> _WHAT YOU NEED TO DO_
Please repeat all of the listing exactly.

> _LISTING_
------------------------

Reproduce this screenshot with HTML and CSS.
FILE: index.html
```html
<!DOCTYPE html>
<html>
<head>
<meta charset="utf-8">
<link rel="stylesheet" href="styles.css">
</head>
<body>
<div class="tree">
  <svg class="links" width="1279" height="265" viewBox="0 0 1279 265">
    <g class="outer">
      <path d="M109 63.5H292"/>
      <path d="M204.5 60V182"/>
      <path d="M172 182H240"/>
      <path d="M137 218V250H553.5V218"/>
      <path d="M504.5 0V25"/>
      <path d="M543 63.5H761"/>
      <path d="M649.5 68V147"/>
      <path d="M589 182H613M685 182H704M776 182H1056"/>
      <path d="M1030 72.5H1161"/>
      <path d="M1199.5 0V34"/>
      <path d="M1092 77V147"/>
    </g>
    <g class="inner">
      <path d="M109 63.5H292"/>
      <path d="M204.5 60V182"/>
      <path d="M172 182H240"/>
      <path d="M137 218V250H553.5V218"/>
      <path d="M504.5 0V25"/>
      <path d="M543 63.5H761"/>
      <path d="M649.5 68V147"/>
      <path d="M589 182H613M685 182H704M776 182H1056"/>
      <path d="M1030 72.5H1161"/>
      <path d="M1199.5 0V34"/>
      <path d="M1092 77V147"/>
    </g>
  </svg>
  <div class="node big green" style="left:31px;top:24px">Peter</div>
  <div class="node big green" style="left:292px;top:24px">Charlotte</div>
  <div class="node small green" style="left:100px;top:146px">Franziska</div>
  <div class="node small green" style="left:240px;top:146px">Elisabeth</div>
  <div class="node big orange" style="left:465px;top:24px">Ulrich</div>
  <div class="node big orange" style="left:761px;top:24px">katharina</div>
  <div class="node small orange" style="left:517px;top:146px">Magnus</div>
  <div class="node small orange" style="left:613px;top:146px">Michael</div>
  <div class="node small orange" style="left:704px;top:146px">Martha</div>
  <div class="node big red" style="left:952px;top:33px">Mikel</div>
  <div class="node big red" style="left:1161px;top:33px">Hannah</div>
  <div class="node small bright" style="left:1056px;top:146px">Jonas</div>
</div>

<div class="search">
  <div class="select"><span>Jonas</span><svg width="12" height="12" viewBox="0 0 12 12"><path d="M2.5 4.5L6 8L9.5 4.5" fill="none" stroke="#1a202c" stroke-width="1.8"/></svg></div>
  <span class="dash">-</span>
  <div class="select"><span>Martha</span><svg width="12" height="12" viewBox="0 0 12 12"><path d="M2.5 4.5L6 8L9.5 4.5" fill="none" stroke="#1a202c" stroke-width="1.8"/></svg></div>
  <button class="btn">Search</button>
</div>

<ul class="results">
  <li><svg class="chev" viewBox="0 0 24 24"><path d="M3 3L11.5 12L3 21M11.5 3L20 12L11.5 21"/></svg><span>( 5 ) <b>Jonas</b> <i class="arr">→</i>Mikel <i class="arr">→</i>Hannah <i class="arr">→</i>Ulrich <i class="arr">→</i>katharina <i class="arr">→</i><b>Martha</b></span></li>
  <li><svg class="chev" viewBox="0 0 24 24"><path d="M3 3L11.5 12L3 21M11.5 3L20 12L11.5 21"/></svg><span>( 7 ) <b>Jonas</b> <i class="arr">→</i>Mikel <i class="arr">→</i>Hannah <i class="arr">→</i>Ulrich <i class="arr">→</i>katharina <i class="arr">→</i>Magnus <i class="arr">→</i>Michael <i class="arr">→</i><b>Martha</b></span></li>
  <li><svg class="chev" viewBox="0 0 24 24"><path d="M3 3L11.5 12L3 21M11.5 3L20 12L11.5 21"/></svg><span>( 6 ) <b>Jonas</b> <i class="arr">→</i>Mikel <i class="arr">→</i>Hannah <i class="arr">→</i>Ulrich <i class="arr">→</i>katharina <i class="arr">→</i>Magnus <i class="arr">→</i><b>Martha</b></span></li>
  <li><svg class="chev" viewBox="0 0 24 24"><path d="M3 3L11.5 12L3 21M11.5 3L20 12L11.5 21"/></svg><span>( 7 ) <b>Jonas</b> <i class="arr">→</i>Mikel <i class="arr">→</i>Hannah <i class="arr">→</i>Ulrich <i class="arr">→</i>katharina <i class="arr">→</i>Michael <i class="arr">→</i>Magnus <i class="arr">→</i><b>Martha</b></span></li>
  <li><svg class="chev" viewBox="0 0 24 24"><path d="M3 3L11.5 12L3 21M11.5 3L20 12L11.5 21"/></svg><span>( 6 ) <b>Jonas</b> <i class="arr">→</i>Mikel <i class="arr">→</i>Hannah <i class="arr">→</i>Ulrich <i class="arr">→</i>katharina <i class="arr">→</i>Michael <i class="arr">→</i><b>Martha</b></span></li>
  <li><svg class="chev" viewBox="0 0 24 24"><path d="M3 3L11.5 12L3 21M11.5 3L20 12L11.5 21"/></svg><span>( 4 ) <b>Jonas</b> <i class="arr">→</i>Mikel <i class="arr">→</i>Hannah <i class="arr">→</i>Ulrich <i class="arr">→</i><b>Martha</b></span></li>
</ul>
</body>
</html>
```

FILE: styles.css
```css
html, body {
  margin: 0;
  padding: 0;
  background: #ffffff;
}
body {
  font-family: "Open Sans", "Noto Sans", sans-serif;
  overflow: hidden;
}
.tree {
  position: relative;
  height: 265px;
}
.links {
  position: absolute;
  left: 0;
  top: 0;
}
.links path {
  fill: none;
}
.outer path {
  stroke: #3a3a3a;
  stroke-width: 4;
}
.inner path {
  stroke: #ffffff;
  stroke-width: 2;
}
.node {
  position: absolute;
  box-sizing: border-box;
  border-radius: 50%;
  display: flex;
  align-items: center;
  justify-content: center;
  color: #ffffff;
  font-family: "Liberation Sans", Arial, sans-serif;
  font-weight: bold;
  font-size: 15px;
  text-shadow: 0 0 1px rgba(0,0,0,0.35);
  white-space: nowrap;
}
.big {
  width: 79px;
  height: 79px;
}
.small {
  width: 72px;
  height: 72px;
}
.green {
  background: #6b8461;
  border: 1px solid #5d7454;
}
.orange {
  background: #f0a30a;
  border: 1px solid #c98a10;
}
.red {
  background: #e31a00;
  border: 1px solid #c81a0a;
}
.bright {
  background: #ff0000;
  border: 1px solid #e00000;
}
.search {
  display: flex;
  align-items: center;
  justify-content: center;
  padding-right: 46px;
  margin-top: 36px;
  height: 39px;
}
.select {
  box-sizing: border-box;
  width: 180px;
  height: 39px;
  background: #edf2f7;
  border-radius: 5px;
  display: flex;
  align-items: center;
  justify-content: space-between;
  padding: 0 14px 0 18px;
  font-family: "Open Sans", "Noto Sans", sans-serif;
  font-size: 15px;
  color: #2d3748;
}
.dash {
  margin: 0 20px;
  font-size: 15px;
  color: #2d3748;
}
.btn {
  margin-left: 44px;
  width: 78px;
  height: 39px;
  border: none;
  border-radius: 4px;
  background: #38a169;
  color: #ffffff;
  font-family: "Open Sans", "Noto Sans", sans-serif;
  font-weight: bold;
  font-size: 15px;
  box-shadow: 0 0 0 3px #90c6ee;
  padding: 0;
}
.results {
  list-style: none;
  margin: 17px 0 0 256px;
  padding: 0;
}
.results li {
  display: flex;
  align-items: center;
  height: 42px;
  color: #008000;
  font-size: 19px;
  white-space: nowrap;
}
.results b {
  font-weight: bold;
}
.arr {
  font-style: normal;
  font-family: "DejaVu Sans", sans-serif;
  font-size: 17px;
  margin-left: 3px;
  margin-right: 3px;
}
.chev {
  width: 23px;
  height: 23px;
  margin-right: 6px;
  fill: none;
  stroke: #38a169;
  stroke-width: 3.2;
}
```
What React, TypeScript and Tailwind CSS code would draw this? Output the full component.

------------------------

> _RESULT OF THE EXERCISE_
Reproduce this screenshot with HTML and CSS.
FILE: index.html
```html
<!DOCTYPE html>
<html>
<head>
<meta charset="utf-8">
<link rel="stylesheet" href="styles.css">
</head>
<body>
<div class="tree">
  <svg class="links" width="1279" height="265" viewBox="0 0 1279 265">
    <g class="outer">
      <path d="M109 63.5H292"/>
      <path d="M204.5 60V182"/>
      <path d="M172 182H240"/>
      <path d="M137 218V250H553.5V218"/>
      <path d="M504.5 0V25"/>
      <path d="M543 63.5H761"/>
      <path d="M649.5 68V147"/>
      <path d="M589 182H613M685 182H704M776 182H1056"/>
      <path d="M1030 72.5H1161"/>
      <path d="M1199.5 0V34"/>
      <path d="M1092 77V147"/>
    </g>
    <g class="inner">
      <path d="M109 63.5H292"/>
      <path d="M204.5 60V182"/>
      <path d="M172 182H240"/>
      <path d="M137 218V250H553.5V218"/>
      <path d="M504.5 0V25"/>
      <path d="M543 63.5H761"/>
      <path d="M649.5 68V147"/>
      <path d="M589 182H613M685 182H704M776 182H1056"/>
      <path d="M1030 72.5H1161"/>
      <path d="M1199.5 0V34"/>
      <path d="M1092 77V147"/>
    </g>
  </svg>
  <div class="node big green" style="left:31px;top:24px">Peter</div>
  <div class="node big green" style="left:292px;top:24px">Charlotte</div>
  <div class="node small green" style="left:100px;top:146px">Franziska</div>
  <div class="node small green" style="left:240px;top:146px">Elisabeth</div>
  <div class="node big orange" style="left:465px;top:24px">Ulrich</div>
  <div class="node big orange" style="left:761px;top:24px">katharina</div>
  <div class="node small orange" style="left:517px;top:146px">Magnus</div>
  <div class="node small orange" style="left:613px;top:146px">Michael</div>
  <div class="node small orange" style="left:704px;top:146px">Martha</div>
  <div class="node big red" style="left:952px;top:33px">Mikel</div>
  <div class="node big red" style="left:1161px;top:33px">Hannah</div>
  <div class="node small bright" style="left:1056px;top:146px">Jonas</div>
</div>

<div class="search">
  <div class="select"><span>Jonas</span><svg width="12" height="12" viewBox="0 0 12 12"><path d="M2.5 4.5L6 8L9.5 4.5" fill="none" stroke="#1a202c" stroke-width="1.8"/></svg></div>
  <span class="dash">-</span>
  <div class="select"><span>Martha</span><svg width="12" height="12" viewBox="0 0 12 12"><path d="M2.5 4.5L6 8L9.5 4.5" fill="none" stroke="#1a202c" stroke-width="1.8"/></svg></div>
  <button class="btn">Search</button>
</div>

<ul class="results">
  <li><svg class="chev" viewBox="0 0 24 24"><path d="M3 3L11.5 12L3 21M11.5 3L20 12L11.5 21"/></svg><span>( 5 ) <b>Jonas</b> <i class="arr">→</i>Mikel <i class="arr">→</i>Hannah <i class="arr">→</i>Ulrich <i class="arr">→</i>katharina <i class="arr">→</i><b>Martha</b></span></li>
  <li><svg class="chev" viewBox="0 0 24 24"><path d="M3 3L11.5 12L3 21M11.5 3L20 12L11.5 21"/></svg><span>( 7 ) <b>Jonas</b> <i class="arr">→</i>Mikel <i class="arr">→</i>Hannah <i class="arr">→</i>Ulrich <i class="arr">→</i>katharina <i class="arr">→</i>Magnus <i class="arr">→</i>Michael <i class="arr">→</i><b>Martha</b></span></li>
  <li><svg class="chev" viewBox="0 0 24 24"><path d="M3 3L11.5 12L3 21M11.5 3L20 12L11.5 21"/></svg><span>( 6 ) <b>Jonas</b> <i class="arr">→</i>Mikel <i class="arr">→</i>Hannah <i class="arr">→</i>Ulrich <i class="arr">→</i>katharina <i class="arr">→</i>Magnus <i class="arr">→</i><b>Martha</b></span></li>
  <li><svg class="chev" viewBox="0 0 24 24"><path d="M3 3L11.5 12L3 21M11.5 3L20 12L11.5 21"/></svg><span>( 7 ) <b>Jonas</b> <i class="arr">→</i>Mikel <i class="arr">→</i>Hannah <i class="arr">→</i>Ulrich <i class="arr">→</i>katharina <i class="arr">→</i>Michael <i class="arr">→</i>Magnus <i class="arr">→</i><b>Martha</b></span></li>
  <li><svg class="chev" viewBox="0 0 24 24"><path d="M3 3L11.5 12L3 21M11.5 3L20 12L11.5 21"/></svg><span>( 6 ) <b>Jonas</b> <i class="arr">→</i>Mikel <i class="arr">→</i>Hannah <i class="arr">→</i>Ulrich <i class="arr">→</i>katharina <i class="arr">→</i>Michael <i class="arr">→</i><b>Martha</b></span></li>
  <li><svg class="chev" viewBox="0 0 24 24"><path d="M3 3L11.5 12L3 21M11.5 3L20 12L11.5 21"/></svg><span>( 4 ) <b>Jonas</b> <i class="arr">→</i>Mikel <i class="arr">→</i>Hannah <i class="arr">→</i>Ulrich <i class="arr">→</i><b>Martha</b></span></li>
</ul>
</body>
</html>
```

FILE: styles.css
```css
html, body {
  margin: 0;
  padding: 0;
  background: #ffffff;
}
body {
  font-family: "Open Sans", "Noto Sans", sans-serif;
  overflow: hidden;
}
.tree {
  position: relative;
  height: 265px;
}
.links {
  position: absolute;
  left: 0;
  top: 0;
}
.links path {
  fill: none;
}
.outer path {
  stroke: #3a3a3a;
  stroke-width: 4;
}
.inner path {
  stroke: #ffffff;
  stroke-width: 2;
}
.node {
  position: absolute;
  box-sizing: border-box;
  border-radius: 50%;
  display: flex;
  align-items: center;
  justify-content: center;
  color: #ffffff;
  font-family: "Liberation Sans", Arial, sans-serif;
  font-weight: bold;
  font-size: 15px;
  text-shadow: 0 0 1px rgba(0,0,0,0.35);
  white-space: nowrap;
}
.big {
  width: 79px;
  height: 79px;
}
.small {
  width: 72px;
  height: 72px;
}
.green {
  background: #6b8461;
  border: 1px solid #5d7454;
}
.orange {
  background: #f0a30a;
  border: 1px solid #c98a10;
}
.red {
  background: #e31a00;
  border: 1px solid #c81a0a;
}
.bright {
  background: #ff0000;
  border: 1px solid #e00000;
}
.search {
  display: flex;
  align-items: center;
  justify-content: center;
  padding-right: 46px;
  margin-top: 36px;
  height: 39px;
}
.select {
  box-sizing: border-box;
  width: 180px;
  height: 39px;
  background: #edf2f7;
  border-radius: 5px;
  display: flex;
  align-items: center;
  justify-content: space-between;
  padding: 0 14px 0 18px;
  font-family: "Open Sans", "Noto Sans", sans-serif;
  font-size: 15px;
  color: #2d3748;
}
.dash {
  margin: 0 20px;
  font-size: 15px;
  color: #2d3748;
}
.btn {
  margin-left: 44px;
  width: 78px;
  height: 39px;
  border: none;
  border-radius: 4px;
  background: #38a169;
  color: #ffffff;
  font-family: "Open Sans", "Noto Sans", sans-serif;
  font-weight: bold;
  font-size: 15px;
  box-shadow: 0 0 0 3px #90c6ee;
  padding: 0;
}
.results {
  list-style: none;
  margin: 17px 0 0 256px;
  padding: 0;
}
.results li {
  display: flex;
  align-items: center;
  height: 42px;
  color: #008000;
  font-size: 19px;
  white-space: nowrap;
}
.results b {
  font-weight: bold;
}
.arr {
  font-style: normal;
  font-family: "DejaVu Sans", sans-serif;
  font-size: 17px;
  margin-left: 3px;
  margin-right: 3px;
}
.chev {
  width: 23px;
  height: 23px;
  margin-right: 6px;
  fill: none;
  stroke: #38a169;
  stroke-width: 3.2;
}
```
What React, TypeScript and Tailwind CSS code would draw this? Output the full component.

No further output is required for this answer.